Empty Streets

Photo of volunteers at a Capital Area Food Bank tent set up in front of Judy's Beauty Salon

Anthony Carney

During the government shutdown, the streets seemed empty. Many government employees stayed inside, trying to figure out how to pay their bills since their checks would not be issued. I did not sell any papers. 

The shutdown caused a lot of concern for business and government employees. The federal workers, who might not get paid on time, thought they would have to pay late fees for bills that would become overdue. Many may have feared eviction. Their confidence in the government was substantially shaken. 

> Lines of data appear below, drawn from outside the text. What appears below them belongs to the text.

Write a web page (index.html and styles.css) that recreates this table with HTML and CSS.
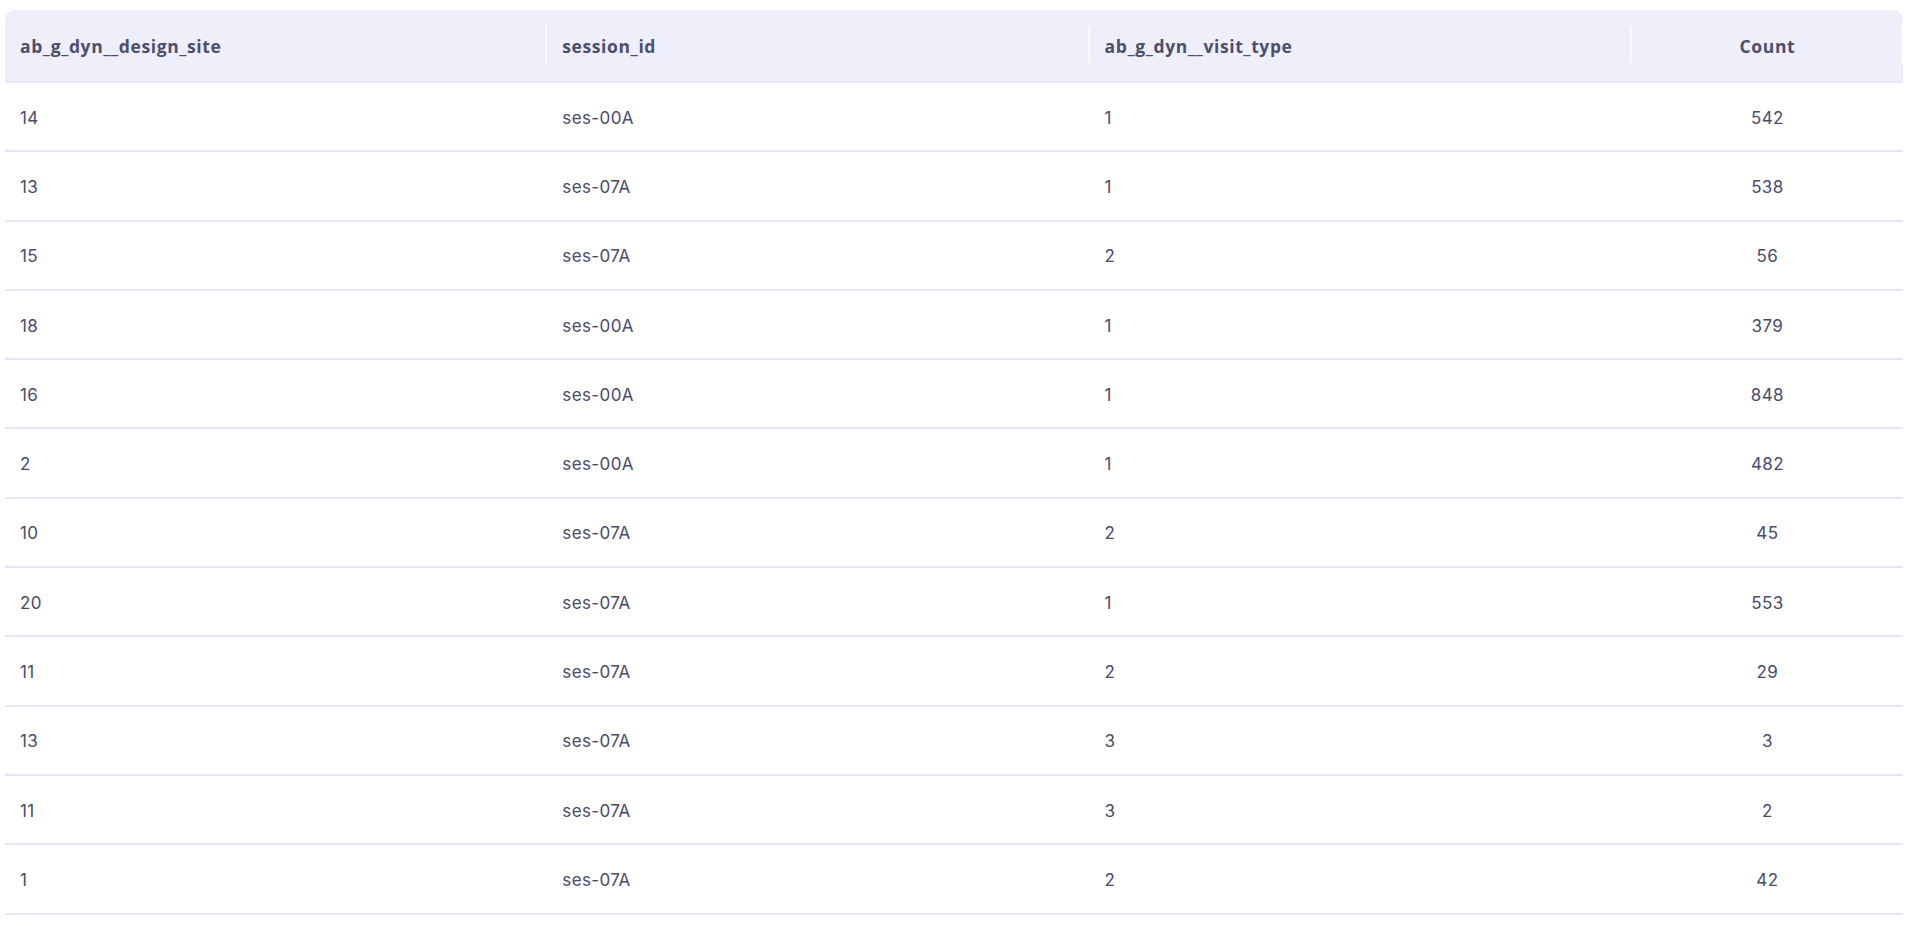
FILE: index.html
```html
<!DOCTYPE html>
<html lang="en">
<head>
<meta charset="utf-8">
<title>Table</title>
<link rel="stylesheet" href="styles.css">
</head>
<body>
<div class="page">
  <div class="table">
    <div class="row head">
      <div class="cell">ab_g_dyn__design_site<span class="sep"></span></div>
      <div class="cell">session_id<span class="sep"></span></div>
      <div class="cell">ab_g_dyn__visit_type<span class="sep"></span></div>
      <div class="cell num">Count<span class="sep"></span></div>
    </div>
    <div class="row"><div class="cell">14</div><div class="cell">ses-00A</div><div class="cell">1</div><div class="cell num">542</div></div>
    <div class="row"><div class="cell">13</div><div class="cell">ses-07A</div><div class="cell">1</div><div class="cell num">538</div></div>
    <div class="row"><div class="cell">15</div><div class="cell">ses-07A</div><div class="cell">2</div><div class="cell num">56</div></div>
    <div class="row"><div class="cell">18</div><div class="cell">ses-00A</div><div class="cell">1</div><div class="cell num">379</div></div>
    <div class="row"><div class="cell">16</div><div class="cell">ses-00A</div><div class="cell">1</div><div class="cell num">848</div></div>
    <div class="row"><div class="cell">2</div><div class="cell">ses-00A</div><div class="cell">1</div><div class="cell num">482</div></div>
    <div class="row"><div class="cell">10</div><div class="cell">ses-07A</div><div class="cell">2</div><div class="cell num">45</div></div>
    <div class="row"><div class="cell">20</div><div class="cell">ses-07A</div><div class="cell">1</div><div class="cell num">553</div></div>
    <div class="row"><div class="cell">11</div><div class="cell">ses-07A</div><div class="cell">2</div><div class="cell num">29</div></div>
    <div class="row"><div class="cell">13</div><div class="cell">ses-07A</div><div class="cell">3</div><div class="cell num">3</div></div>
    <div class="row"><div class="cell">11</div><div class="cell">ses-07A</div><div class="cell">3</div><div class="cell num">2</div></div>
    <div class="row"><div class="cell">1</div><div class="cell">ses-07A</div><div class="cell">2</div><div class="cell num">42</div></div>
  </div>
</div>
</body>
</html>
```

FILE: styles.css
```css
html, body {
  margin: 0;
  padding: 0;
  background: #ffffff;
}
body {
  font-family: "Inter", "Lato", sans-serif;
  color: #4a4b68;
  font-size: 16px;
}
.page {
  padding: 10px 5px;
}
.table {
  display: flex;
  flex-direction: column;
}
.row {
  display: grid;
  grid-template-columns: 2fr 2fr 2fr 1fr;
  height: 69.3px;
  box-sizing: border-box;
  border-bottom: 2px solid #e4e5f7;
}
.row.head {
  height: 73px;
  background: #eeeffb;
  border-radius: 10px 10px 0 0;
  border-bottom: 2px solid #e6e7f7;
  font-family: "Open Sans", "Noto Sans", sans-serif;
  font-weight: 700;
  color: #4d4e6b;
}
.cell {
  position: relative;
  display: flex;
  align-items: center;
  padding: 2px 15px 0;
  font-size: 17px;
  font-weight: 400;
  letter-spacing: 0.4px;
}
.head .cell {
  font-size: 17.5px;
  font-weight: 700;
  letter-spacing: 0.6px;
  padding-top: 0;
}
.cell.num {
  justify-content: center;
}
.sep {
  position: absolute;
  right: 0;
  top: 16px;
  width: 2px;
  height: 37px;
  background: #fafaff;
}
```
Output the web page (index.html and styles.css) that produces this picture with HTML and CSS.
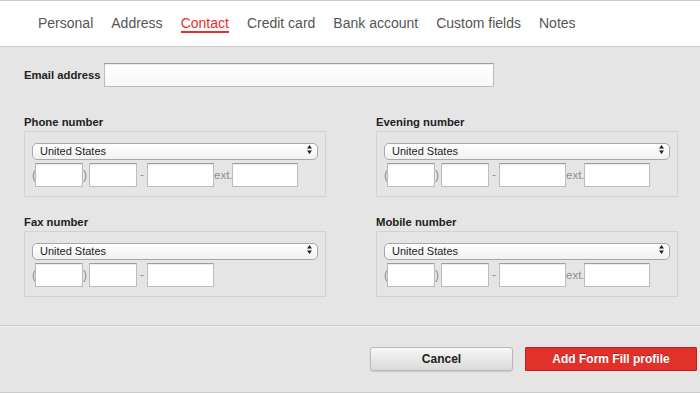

The reason for the shutdown is probably sound. No one is going to respect a country that can be illegally manipulated. American citizens must be protected, knowing who is living here and for what reason. 

There will always be illegal aliens here, but fences could keep the country from being overrun with them and thereby protect the jobs of those who are here legally.  

Even with fences, people who really wanted to come to the United States could come through Canada, use false identification to board a plane or ship, or dig a tunnel. People who were determined would still come, but a wall could reduce the problem. 

A lot of positive things are happening here in the United States. Women and minorities are getting jobs. Our economy is strong and there are programs to help the elderly with mortgage payments and credit card debt. 

Still, future shutdowns should include a budget for the period of the projected shutdown. It would have been better to have extended the budget through March so that all employees could have been secure, knowing that they would have money for their needs–including food and medicines–during the shutdown.